Measurements and Uncertainty in Physics

Measurements and Uncertainty in Physics

Measurements and dealing with their uncertainties are some first skills you learn in a lab. In this article, I will go over what you need to know when dealing with data.

Introduction

The beginning of physics started with measuring quantities. It soon became apparent that not all data meant the same. It was important to have reliable measurements. However, that was often a problem. Measuring things was often a random affair. The devices used were not all made the same either. Many measuring devices were poorly made and inaccurate at first. So measurements will never be perfect. They will not because humans are error prone and the devices we use are as well.

Uncertainty

Every device, like a ruler, has a built in amount of uncertainty. It is vital to state this when publishing measurements. It also gives the uncertainty as a percentage. This can help make it clear. It is the ratio of the uncertainty to the measured value, multiplied by 100.

If we measure a piece of metal to be 6.5 cm long, we can assume it has an uncertainty of .1 cm. To get the percentage of uncertainty we divide:

\[ \frac{0.1}{6.5} = .015 = 1% \]

Significant Figures

This is the number of reliably known digits in a number. Non-zero digits are usually significant. Zeroes vary according to the situation. In basic lab work, you never want to state more precision than you have. This is just inaccuracy. If your measurements have 3 significant digits, then your calculations should have only 3 significant digits. Many people do this, don’t be one of them, please. If you are dealing with numbers that contain different amounts of significant digits, then always use the least amount.Consider the number 12 and 23.4. I use these two numbers in a calculation. The result should have 2 significant figures in it.

Scientific Notation

When you are dealing with numbers that contain many digits it is convenient to use scientific notation. A number like 100,00,000 can be written as \( 1.0 * 10^7 \). This is just a standard way to display numerical values. Another example is the number .00000383. I would write it as \( 3.83 * 10^-6 \).

Derived Quantities

Derived quantities come from the known base quantities. Base quantities are length, time, mass, electric current, temperature, substances, and luminosity. So a derived quantity uses these to form a different unit. Speed uses time and length units, for example.

Conversion of Units

Anything that we can measure comprises, a number, and the associated unit. Without the unit, the number means nothing. Sometimes there are multiple units involved. When this happens, we must convert to something meaningful to us. Lets convert 15 inches to centimeters. 1 in = 2.54 cm.

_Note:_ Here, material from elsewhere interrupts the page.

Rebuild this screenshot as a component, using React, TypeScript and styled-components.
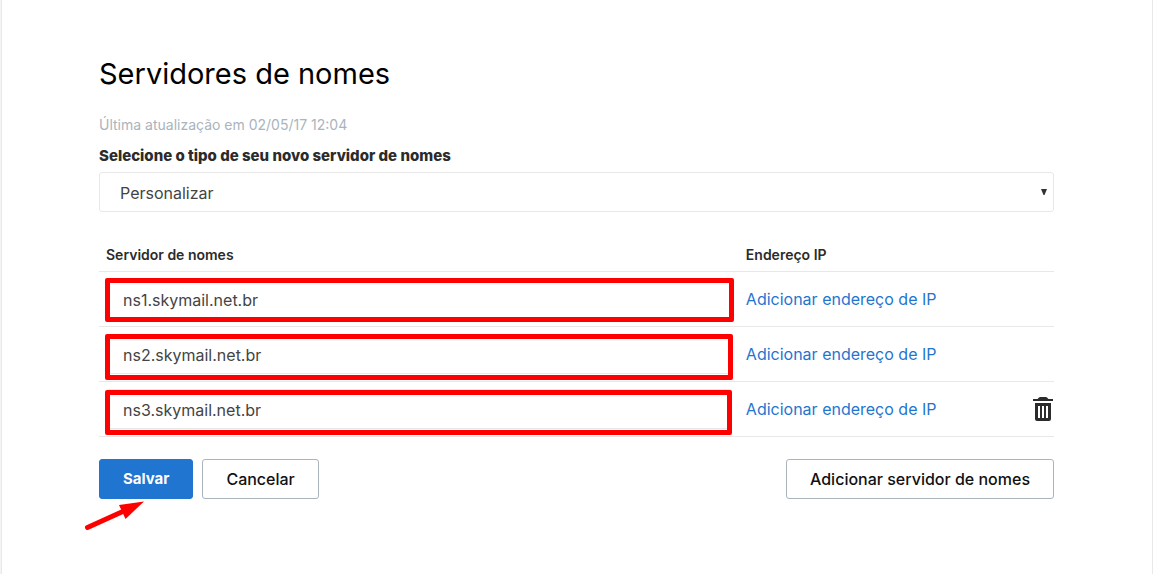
import React from "react";
import styled, { createGlobalStyle } from "styled-components";

const GlobalStyle = createGlobalStyle`
  * { box-sizing: border-box; }
  body {
    margin: 0;
    background: #f4f4f4;
    color: #2b2b2b;
    font-family: Inter, "Liberation Sans", sans-serif;
    font-size: 16px;
    line-height: 24px;
  }
  button, input, select { font: inherit; }
`;

const Page = styled.div`
  min-height: 100vh;
  padding-left: 1px;
  display: flex;
`;

const Panel = styled.main`
  flex: 1;
  padding: 54px 98px 75px 97px;
  border-left: 1px solid #e8e8e8;
  border-right: 1px solid #e8e8e8;
  background: #fff;
`;

const Title = styled.h1`
  margin: 0 0 21px;
  color: #000;
  font-size: 29px;
  font-weight: 400;
  line-height: 40px;
`;

const Updated = styled.p`
  margin: 0 0 9px;
  color: #a9b4be;
  font-size: 14px;
  line-height: 20px;
`;

const Label = styled.label`
  display: block;
  margin-bottom: 4px;
  font-size: 15px;
  font-weight: 800;
`;

const SelectBox = styled.div`
  position: relative;
  margin-bottom: 27px;
`;

const Select = styled.select`
  display: block;
  width: 100%;
  height: 40px;
  padding: 2px 20px 0;
  border: 1px solid #e8e8e8;
  border-radius: 3px;
  background: #fff;
  color: #444;
  appearance: none;
`;

const Caret = styled.svg`
  position: absolute;
  top: 17px;
  right: 7px;
  pointer-events: none;
`;

const Table = styled.table`
  width: 100%;
  margin-bottom: 22px;
  border-collapse: separate;
  border-spacing: 0;
  table-layout: fixed;
`;

const HeadCell = styled.th<{ $width: string }>`
  width: ${(p) => p.$width};
  height: 33px;
  padding: 0 7px;
  border-bottom: 1px solid #e8e8e8;
  font-size: 14px;
  font-weight: 600;
  line-height: 20px;
  text-align: left;
`;

const Cell = styled.td`
  position: relative;
  height: 55px;
  padding: 0 7px;
  border-bottom: 1px solid #e8e8e8;
`;

const ActionCell = styled(Cell)`
  padding: 0 1px 2px;
  text-align: right;
`;

const NameInput = styled.input`
  display: block;
  width: 100%;
  height: 40px;
  padding: 2px 16px 0;
  border: 1px solid #e8e8e8;
  border-radius: 3px;
  background: #fff;
  color: #444;
`;

const Highlight = styled.span<{ $top: number; $right: number; $height: number }>`
  position: absolute;
  top: ${(p) => p.$top}px;
  left: 6px;
  right: ${(p) => p.$right}px;
  height: ${(p) => p.$height}px;
  border: 5px solid #f00;
  border-radius: 2px;
  pointer-events: none;
`;

const Link = styled.a`
  color: #1f75cf;
  text-decoration: none;
`;

const IconButton = styled.button`
  display: inline-flex;
  padding: 0;
  border: 0;
  background: none;
  color: #2b2b2b;
  vertical-align: middle;
`;

const Actions = styled.div`
  display: flex;
  flex-wrap: wrap;
  gap: 9px;
`;

const Spacer = styled.div`
  flex: 1;
`;

const Button = styled.button<{ $primary?: boolean }>`
  height: 40px;
  padding: 0 23px;
  border: 1px solid ${(p) => (p.$primary ? "#1f75cf" : "#a9b4be")};
  border-radius: 3px;
  background: ${(p) => (p.$primary ? "#1f75cf" : "#fff")};
  color: ${(p) => (p.$primary ? "#fff" : "#111")};
  font-size: ${(p) => (p.$primary ? 15 : 16)}px;
  font-weight: ${(p) => (p.$primary ? 700 : 500)};
`;

const Pointed = styled.div`
  position: relative;
`;

const Arrow = styled.svg`
  position: absolute;
  top: 40px;
  left: -16px;
`;

const servers = [
  { name: "ns1.skymail.net.br", top: 6, right: 5, height: 44, removable: false },
  { name: "ns2.skymail.net.br", top: 7, right: 6, height: 46, removable: false },
  { name: "ns3.skymail.net.br", top: 8, right: 7, height: 45, removable: true },
];

const Trash = () => (
  <svg width="20" height="24" viewBox="0 0 20 24" fill="currentColor" aria-hidden="true">
    <path d="M4.5 2 6 0.5Q6.5 0 7 0H13Q13.500 0 14 0.500L15.500 2H20V4H0V2Z" />
    <path
      fillRule="evenodd"
      d="M2 6H18V22Q18 24 16 24H4Q2 24 2 22ZM5 9V21H7V9ZM9 9V21H11V9ZM13 9V21H15V9Z"
    />
  </svg>
);

export default function App() {
  return (
    <Page>
      <GlobalStyle />
      <Panel>
        <Title>Servidores de nomes</Title>
        <Updated>Última atualização em 02/05/17 12:04</Updated>
        <Label htmlFor="type">Selecione o tipo de seu novo servidor de nomes</Label>
        <SelectBox>
          <Select id="type" defaultValue="custom">
            <option value="custom">Personalizar</option>
          </Select>
          <Caret width="6" height="6" viewBox="0 0 6 6" aria-hidden="true">
            <path d="M0 0H6L3.5 6H2.5Z" fill="#333" />
          </Caret>
        </SelectBox>
        <Table>
          <thead>
            <tr>
              <HeadCell $width="67%">Servidor de nomes</HeadCell>
              <HeadCell $width="26%">Endereço IP</HeadCell>
              <HeadCell as="td" $width="7%" />
            </tr>
          </thead>
          <tbody>
            {servers.map((s) => (
              <tr key={s.name}>
                <Cell>
                  <NameInput aria-label="Servidor de nomes" defaultValue={s.name} />
                  <Highlight $top={s.top} $right={s.right} $height={s.height} />
                </Cell>
                <Cell>
                  <Link href="#">Adicionar endereço de IP</Link>
                </Cell>
                <ActionCell>
                  {s.removable && (
                    <IconButton type="button" aria-label="Excluir">
                      <Trash />
                    </IconButton>
                  )}
                </ActionCell>
              </tr>
            ))}
          </tbody>
        </Table>
        <Actions>
          <Pointed>
            <Button type="button" $primary>Salvar</Button>
            <Arrow width="64" height="34" viewBox="0 0 64 34" aria-hidden="true">
              <path d="M4.500 28.500 42 11.500" stroke="#f00" strokeWidth="5" strokeLinecap="round" />
              <path d="M61 2.500 36 6 42.500 20Z" fill="#f00" />
            </Arrow>
          </Pointed>
          <Button type="button">Cancelar</Button>
          <Spacer />
          <Button type="button">Adicionar servidor de nomes</Button>
        </Actions>
      </Panel>
    </Page>
  );
}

\[ 15 in * \frac{2.54 cm}{in} = 38.1 = 38 cm \]

You see that the inches cancelled out. This is the trick to knowing if you set it upright. The correct units will cancel out and it will leave you with the one unit that you want.

Example

We consider the age of the universe to be 14 billion years old. Let’s write this in scientific notation.

\[ 14,000,000,000  = 1.4 * 10^10  \]

Example

How many significant figures do the following numbers have? 214, 81.6, and .0086?

 214 = 3 significant digits, 81.6 = 3 significant digits, and .0086 has 2 significant digits 

Example

Write out the following numbers in scientific notation. 21.8, .0068

 21.8 = 2.18 * 10^1 and .0068 = 6.8 8 10^-3 

Write out the following number. \( 8.69 * 10^4 \)

\[ 8.6900 \]

 

Conclusion

This section was about the basics of measurements and uncertainty. When measuring, you must always take into account the uncertainty of your tool. As you state your calculation, give the correct number of significant digits.